A explicação é básica. Faço anos a 11 de novembro (11/11). Usava o meu nome Sérgio da Silva para o fado e Sérgio Onze para o styling. No momento de gravar o disco, a Carminho foi uma alavanca. Era e sou um fã enorme dela mas nunca tinha tido a possibilidade de a conhecer. Era até estranho porque ela frequenta muito o meio fadista e nunca nos tínhamos cruzado. Os meus colegas, por exemplo, conheciam-na. Ao mesmo tempo, era um alívio porque se um dia a conhecesse, ia passar mal. Uma sexta-feira na casa de fados onde canto, a Bela, a Carminho estava a jantar. Começo a cantar um bocadinho nervoso, a Carminho ouve, gosta muito e no final vem falar comigo. Convida-me para um café no dia seguinte, conversamos, ela percebe o que estou a fazer e aconselha-me em algumas decisōes, mas sempre a transmitir-me grande confiança em mim - ela foi uma ajuda preciosa no disco. Tanto que é a Carminho quem se dirige ao Museu do Fado para pedir um apoio para gravar. Não tinha capacidade financeira para o fazer na altura. Ela deu o nome Sérgio Onze ao Museu do Fado. Sérgio da Silva não funcionava tão bem e ela sempre me disse que não entendia esta divisão entre o fadista e o stylist. A Carminho acabou por fazer essa opção por mim e fez todo o sentido. É um número com muita simbologia.
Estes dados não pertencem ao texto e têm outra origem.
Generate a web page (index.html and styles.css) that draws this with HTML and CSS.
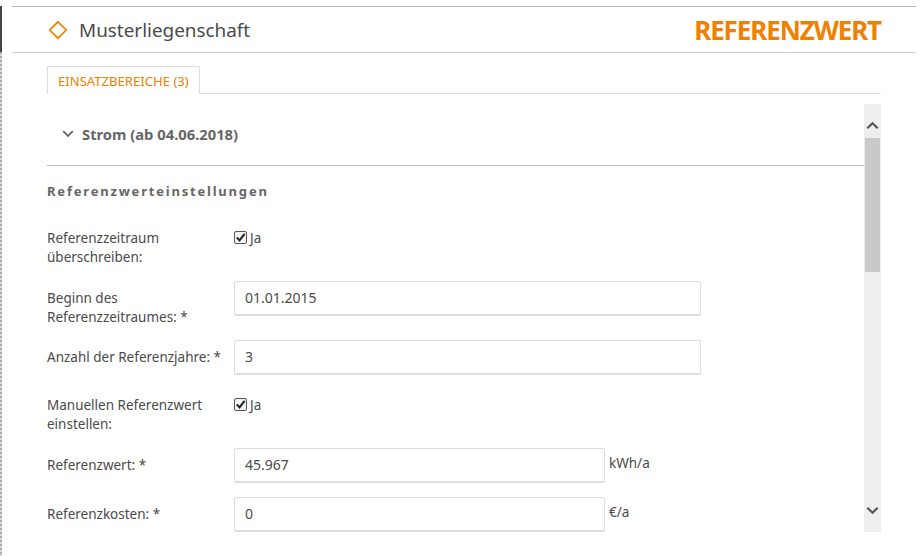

Em 2021, gravaste com o Mike…11.
Que também faz anos no dia 11! Já não me recordo quem usou primeiro o 11 mas até achámos curioso fazermos os dois anos no mesmo dia. Usámos isso a nosso proveito.
O Nós tem vindo a acontecer ao longo dos últimos meses. Não foi instantâneo. O que é que está previsto para os próximos tempos?
Espero que continue a ser dessa forma. Tenho muito material na gaveta para sair. O próximo vídeo deve sair no início de setembro. É um vídeo gravado há quatro anos, que agora foi reaproveitado. Já tinha feito algumas experiências sozinho em estúdio, só para perceber como funcionava, porque nunca tinha passado por essa processo. Na altura, ia sair um single isolado que agora foi reaproveitado para o disco, com uma gravação nova. Acima de tudo, vou trabalhar para que as coisas aconteçam. Estou muito feliz por sentir que consegui alinhar estes mundos, sem desvirtuar nenhum deles, e ser recebido como um fadista que traz alguma frescura.